[Pages as source code]
■ ■ ■ ■ ■ ■ ■
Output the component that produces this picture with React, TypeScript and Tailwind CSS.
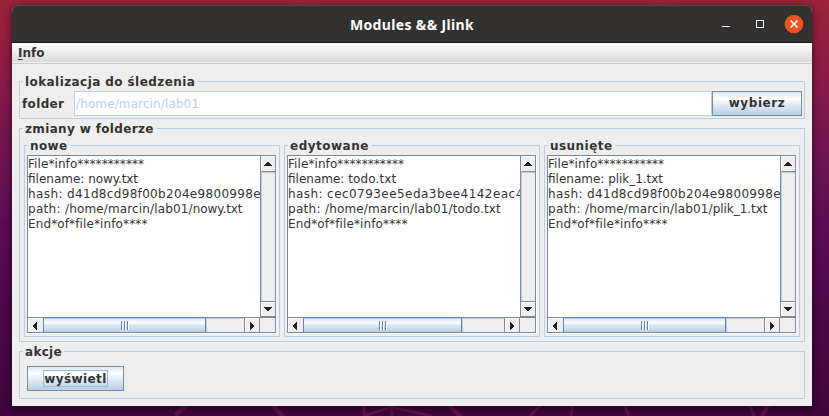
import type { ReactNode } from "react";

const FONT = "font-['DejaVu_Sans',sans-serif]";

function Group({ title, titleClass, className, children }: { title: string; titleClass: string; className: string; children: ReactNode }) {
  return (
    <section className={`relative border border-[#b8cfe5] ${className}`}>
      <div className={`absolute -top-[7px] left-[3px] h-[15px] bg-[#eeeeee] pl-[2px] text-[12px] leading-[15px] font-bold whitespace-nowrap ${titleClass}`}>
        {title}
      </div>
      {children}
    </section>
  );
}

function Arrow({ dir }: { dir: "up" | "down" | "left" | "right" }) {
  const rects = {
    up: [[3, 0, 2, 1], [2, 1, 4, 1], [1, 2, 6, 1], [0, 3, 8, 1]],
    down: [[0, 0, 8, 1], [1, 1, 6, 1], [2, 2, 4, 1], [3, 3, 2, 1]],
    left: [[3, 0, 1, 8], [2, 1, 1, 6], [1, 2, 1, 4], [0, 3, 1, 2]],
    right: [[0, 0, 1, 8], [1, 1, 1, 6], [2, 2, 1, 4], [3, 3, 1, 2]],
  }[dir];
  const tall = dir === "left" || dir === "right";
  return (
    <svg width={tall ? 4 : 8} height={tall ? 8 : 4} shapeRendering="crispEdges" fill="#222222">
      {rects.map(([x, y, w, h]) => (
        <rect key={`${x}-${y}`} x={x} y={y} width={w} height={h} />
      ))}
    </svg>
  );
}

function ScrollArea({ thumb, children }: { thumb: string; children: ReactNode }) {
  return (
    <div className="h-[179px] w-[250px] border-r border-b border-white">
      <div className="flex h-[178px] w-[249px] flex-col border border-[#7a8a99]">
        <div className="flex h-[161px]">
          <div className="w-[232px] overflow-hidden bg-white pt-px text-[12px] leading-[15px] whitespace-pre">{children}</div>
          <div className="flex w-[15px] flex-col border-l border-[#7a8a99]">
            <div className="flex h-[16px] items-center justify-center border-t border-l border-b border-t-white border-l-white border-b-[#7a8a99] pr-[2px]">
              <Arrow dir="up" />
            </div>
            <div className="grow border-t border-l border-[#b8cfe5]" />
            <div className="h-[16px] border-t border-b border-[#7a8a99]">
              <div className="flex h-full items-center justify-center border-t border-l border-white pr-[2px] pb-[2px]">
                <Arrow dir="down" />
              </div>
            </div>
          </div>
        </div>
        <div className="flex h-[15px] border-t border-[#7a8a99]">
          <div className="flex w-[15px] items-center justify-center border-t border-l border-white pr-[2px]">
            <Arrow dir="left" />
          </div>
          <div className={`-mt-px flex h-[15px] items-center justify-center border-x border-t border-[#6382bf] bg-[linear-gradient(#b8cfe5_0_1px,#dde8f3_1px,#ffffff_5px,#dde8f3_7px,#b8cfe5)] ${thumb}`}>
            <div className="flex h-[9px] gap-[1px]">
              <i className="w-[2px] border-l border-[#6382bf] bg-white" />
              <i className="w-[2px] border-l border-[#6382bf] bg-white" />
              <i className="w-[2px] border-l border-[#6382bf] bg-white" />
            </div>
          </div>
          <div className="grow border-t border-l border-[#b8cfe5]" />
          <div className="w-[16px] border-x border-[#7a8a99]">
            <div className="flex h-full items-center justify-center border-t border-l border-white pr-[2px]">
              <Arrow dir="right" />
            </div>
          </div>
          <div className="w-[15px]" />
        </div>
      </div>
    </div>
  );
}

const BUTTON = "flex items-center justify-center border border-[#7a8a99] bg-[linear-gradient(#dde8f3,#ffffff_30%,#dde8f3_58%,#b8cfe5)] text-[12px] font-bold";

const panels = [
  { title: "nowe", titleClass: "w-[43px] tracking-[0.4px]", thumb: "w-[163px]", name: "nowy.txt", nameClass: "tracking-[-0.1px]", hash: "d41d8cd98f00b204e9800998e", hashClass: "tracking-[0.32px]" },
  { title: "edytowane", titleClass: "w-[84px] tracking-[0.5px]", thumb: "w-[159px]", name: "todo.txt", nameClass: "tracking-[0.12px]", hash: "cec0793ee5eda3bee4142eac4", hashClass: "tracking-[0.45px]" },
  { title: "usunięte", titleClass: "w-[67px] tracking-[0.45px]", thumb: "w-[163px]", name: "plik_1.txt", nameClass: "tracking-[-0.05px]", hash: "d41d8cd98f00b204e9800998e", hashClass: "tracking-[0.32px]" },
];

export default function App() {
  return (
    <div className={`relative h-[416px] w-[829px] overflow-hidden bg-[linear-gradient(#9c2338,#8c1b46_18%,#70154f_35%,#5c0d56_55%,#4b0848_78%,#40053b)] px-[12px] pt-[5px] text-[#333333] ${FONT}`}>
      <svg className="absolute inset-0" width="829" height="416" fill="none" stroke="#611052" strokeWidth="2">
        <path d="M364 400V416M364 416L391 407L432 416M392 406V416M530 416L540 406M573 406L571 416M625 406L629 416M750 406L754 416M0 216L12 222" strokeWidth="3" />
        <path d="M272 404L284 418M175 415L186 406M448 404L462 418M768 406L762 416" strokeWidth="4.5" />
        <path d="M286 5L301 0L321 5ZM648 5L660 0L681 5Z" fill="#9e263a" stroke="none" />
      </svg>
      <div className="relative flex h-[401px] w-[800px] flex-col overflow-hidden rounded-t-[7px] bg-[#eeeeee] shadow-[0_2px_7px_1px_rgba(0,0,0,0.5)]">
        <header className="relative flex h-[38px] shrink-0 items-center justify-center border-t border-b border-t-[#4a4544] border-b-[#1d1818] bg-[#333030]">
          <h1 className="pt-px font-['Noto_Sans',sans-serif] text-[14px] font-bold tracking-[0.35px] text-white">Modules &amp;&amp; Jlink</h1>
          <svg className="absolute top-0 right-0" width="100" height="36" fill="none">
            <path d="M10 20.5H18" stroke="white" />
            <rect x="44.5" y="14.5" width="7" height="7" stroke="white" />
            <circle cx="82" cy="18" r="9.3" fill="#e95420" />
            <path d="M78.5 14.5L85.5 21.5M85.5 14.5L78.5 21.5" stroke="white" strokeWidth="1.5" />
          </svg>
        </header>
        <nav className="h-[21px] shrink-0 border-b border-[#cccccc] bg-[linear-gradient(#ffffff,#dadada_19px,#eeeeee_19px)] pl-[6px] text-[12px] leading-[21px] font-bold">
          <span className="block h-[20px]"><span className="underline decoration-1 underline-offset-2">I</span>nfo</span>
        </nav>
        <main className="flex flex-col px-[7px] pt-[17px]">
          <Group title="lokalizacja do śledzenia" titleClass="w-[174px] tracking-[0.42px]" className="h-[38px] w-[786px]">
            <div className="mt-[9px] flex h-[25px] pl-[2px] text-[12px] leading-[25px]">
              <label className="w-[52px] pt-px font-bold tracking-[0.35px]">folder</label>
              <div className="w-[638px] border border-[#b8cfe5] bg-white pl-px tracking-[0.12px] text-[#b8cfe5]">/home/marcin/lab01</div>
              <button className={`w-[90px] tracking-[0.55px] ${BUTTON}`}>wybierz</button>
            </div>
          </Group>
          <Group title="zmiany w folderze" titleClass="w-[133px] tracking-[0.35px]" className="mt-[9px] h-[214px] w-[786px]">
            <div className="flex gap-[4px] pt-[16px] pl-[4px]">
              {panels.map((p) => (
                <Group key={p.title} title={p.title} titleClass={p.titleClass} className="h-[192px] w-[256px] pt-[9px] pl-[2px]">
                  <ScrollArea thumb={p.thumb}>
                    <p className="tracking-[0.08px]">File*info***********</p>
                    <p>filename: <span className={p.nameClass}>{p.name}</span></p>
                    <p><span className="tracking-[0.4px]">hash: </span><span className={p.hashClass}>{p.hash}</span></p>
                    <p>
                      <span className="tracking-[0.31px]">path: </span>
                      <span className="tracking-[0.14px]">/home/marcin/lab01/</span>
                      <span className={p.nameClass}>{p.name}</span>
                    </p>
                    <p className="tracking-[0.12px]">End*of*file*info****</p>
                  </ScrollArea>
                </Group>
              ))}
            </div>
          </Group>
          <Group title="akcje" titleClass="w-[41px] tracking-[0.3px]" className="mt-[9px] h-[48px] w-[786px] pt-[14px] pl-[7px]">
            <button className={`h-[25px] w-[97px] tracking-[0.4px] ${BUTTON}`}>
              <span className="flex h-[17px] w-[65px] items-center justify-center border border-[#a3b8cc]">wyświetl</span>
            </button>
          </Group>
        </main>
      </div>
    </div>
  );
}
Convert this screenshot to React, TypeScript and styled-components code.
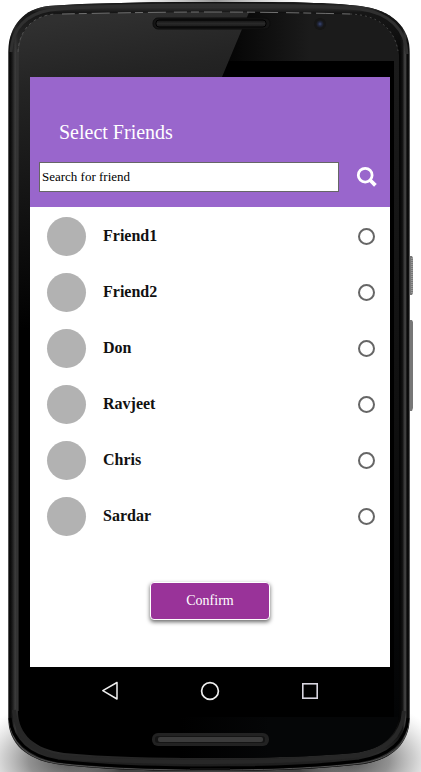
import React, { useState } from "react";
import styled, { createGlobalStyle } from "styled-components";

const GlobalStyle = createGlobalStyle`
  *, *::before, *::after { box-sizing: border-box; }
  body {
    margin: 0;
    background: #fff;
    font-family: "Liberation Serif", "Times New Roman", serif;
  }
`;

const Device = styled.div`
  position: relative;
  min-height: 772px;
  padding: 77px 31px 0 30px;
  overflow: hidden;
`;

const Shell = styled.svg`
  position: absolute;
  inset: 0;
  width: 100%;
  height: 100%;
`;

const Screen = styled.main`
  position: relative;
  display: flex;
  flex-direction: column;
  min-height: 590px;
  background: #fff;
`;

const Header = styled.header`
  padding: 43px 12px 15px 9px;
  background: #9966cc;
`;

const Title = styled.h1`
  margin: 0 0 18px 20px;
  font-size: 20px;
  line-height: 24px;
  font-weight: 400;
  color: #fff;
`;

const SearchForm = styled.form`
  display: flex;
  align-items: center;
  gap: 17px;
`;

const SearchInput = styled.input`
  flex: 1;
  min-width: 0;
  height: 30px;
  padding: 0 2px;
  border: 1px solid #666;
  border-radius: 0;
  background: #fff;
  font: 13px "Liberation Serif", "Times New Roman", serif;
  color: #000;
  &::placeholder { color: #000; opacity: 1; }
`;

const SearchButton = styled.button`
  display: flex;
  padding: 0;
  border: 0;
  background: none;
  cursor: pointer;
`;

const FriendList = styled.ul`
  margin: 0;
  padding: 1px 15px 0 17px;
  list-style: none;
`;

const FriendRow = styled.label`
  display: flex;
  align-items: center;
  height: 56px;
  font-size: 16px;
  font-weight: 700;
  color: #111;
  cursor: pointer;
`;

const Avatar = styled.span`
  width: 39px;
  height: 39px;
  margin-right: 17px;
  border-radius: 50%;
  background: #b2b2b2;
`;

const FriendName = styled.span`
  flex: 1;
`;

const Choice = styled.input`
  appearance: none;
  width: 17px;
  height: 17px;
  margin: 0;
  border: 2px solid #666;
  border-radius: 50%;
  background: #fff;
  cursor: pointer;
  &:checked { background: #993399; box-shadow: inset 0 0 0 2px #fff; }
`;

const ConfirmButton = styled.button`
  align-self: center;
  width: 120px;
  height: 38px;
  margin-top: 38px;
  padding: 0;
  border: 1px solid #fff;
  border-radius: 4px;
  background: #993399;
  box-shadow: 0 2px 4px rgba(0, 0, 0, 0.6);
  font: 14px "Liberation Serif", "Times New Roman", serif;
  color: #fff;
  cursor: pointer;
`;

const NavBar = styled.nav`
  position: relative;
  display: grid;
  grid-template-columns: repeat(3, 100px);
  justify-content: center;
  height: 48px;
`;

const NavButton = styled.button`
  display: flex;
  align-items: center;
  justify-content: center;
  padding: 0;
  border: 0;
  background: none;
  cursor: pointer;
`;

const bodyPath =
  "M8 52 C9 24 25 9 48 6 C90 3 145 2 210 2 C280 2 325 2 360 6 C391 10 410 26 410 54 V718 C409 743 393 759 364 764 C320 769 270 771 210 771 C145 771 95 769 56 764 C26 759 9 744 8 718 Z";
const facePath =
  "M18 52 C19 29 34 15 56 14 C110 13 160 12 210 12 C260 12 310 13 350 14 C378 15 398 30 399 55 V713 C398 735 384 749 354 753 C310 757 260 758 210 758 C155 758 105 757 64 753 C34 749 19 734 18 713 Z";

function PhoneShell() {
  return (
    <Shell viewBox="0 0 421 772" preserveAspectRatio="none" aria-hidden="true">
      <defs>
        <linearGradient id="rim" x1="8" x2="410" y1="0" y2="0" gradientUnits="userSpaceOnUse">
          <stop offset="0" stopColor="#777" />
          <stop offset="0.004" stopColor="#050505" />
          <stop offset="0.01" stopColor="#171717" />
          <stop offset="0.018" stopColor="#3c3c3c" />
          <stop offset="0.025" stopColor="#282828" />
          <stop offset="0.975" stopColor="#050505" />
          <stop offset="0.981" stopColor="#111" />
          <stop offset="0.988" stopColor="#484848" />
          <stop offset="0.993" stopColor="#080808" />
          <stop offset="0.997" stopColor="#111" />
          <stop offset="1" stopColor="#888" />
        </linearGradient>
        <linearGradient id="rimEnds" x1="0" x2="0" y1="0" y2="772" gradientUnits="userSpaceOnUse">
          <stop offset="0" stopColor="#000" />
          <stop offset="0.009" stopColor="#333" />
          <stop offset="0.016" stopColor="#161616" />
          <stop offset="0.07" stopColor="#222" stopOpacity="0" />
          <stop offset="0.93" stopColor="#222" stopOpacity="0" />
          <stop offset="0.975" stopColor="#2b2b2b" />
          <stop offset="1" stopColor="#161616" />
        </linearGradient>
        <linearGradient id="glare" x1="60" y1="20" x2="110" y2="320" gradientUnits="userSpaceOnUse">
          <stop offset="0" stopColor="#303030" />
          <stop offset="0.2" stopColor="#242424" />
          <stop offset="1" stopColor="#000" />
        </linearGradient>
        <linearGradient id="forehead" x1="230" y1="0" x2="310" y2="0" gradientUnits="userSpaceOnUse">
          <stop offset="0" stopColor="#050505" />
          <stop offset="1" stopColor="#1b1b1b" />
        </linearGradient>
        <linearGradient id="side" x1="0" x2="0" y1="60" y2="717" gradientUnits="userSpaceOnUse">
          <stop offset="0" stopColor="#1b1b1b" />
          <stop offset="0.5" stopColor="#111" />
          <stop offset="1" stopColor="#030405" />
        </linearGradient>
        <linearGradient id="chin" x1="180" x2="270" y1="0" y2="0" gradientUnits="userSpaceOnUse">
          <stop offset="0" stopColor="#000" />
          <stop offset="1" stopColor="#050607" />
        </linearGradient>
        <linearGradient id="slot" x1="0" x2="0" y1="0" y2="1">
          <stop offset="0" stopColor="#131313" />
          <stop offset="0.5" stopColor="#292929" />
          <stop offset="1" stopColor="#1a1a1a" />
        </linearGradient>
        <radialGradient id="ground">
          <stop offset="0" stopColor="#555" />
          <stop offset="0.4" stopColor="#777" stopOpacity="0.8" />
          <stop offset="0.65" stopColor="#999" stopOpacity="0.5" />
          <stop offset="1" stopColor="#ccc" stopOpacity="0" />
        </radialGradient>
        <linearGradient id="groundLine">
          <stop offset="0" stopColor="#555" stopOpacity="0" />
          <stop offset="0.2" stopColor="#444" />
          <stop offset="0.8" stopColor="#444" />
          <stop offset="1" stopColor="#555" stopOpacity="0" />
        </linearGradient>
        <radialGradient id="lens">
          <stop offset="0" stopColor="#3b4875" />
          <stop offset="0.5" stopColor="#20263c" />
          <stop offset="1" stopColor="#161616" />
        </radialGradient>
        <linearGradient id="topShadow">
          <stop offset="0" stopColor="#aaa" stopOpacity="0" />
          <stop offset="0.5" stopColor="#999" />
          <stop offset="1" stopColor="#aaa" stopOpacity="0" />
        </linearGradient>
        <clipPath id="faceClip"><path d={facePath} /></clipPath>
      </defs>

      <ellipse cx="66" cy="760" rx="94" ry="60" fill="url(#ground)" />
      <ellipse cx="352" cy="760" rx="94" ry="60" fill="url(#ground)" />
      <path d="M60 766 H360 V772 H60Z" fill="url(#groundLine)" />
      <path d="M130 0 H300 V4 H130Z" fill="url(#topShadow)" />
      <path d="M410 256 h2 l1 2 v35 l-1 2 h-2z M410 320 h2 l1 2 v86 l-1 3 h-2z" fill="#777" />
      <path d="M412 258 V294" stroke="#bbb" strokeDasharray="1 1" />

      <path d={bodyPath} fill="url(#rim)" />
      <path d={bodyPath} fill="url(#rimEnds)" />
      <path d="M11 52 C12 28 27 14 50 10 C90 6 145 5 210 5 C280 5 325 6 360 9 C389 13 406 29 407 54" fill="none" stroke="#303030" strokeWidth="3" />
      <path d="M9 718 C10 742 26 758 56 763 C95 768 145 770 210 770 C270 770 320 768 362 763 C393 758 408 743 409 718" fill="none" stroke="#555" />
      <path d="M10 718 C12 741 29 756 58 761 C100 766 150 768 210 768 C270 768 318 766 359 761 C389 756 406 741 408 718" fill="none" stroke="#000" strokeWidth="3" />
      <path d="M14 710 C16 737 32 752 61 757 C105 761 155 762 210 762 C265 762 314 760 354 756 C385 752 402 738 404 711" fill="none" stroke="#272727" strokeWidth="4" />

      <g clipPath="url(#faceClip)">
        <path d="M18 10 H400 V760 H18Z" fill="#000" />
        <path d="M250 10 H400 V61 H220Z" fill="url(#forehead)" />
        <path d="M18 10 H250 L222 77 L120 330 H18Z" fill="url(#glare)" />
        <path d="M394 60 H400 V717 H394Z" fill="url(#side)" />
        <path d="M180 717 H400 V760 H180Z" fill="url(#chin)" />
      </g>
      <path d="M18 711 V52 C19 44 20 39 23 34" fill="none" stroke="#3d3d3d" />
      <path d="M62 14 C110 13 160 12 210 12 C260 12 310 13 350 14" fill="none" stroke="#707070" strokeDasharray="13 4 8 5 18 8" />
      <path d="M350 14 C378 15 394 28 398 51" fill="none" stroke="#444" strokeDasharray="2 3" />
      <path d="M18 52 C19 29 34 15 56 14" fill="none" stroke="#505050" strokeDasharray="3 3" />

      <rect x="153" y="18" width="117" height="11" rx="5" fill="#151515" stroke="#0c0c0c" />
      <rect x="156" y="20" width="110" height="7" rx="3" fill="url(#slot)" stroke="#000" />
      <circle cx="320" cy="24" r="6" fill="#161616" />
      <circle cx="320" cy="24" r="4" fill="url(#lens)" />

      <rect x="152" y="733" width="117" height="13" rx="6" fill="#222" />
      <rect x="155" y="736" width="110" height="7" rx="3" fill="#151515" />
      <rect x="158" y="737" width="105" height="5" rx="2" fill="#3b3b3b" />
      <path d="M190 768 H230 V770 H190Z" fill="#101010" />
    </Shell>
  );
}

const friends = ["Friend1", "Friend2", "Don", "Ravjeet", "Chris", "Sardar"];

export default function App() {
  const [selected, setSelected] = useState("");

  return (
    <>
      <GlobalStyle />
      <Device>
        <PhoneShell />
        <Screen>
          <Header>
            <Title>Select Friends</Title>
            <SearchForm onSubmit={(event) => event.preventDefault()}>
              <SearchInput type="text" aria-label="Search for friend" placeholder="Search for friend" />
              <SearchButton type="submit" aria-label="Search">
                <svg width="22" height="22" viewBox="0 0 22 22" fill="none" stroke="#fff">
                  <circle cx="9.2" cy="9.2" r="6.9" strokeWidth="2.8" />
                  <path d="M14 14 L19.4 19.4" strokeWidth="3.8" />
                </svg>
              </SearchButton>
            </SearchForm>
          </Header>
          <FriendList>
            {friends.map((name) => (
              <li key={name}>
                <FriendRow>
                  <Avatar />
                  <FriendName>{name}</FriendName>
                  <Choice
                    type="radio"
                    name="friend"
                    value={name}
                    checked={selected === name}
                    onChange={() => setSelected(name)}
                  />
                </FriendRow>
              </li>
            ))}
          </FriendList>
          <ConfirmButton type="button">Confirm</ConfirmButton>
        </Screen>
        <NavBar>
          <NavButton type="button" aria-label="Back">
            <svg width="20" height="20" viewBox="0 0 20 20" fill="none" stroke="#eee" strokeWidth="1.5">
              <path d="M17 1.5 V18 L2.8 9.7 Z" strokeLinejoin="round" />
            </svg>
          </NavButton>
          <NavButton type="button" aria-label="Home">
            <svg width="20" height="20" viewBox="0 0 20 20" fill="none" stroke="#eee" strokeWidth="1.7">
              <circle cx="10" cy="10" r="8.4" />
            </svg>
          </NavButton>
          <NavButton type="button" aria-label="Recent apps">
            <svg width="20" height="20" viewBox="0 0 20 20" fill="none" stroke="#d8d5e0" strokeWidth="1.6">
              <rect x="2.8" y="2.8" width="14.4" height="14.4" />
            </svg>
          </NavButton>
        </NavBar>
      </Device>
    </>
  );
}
■ ■ ■ ■ ■ ■ ■
◆ **Exercise directions**
State how many lines of the listing include the word "components". Reply with the number alone.

◆ **Task answer**
2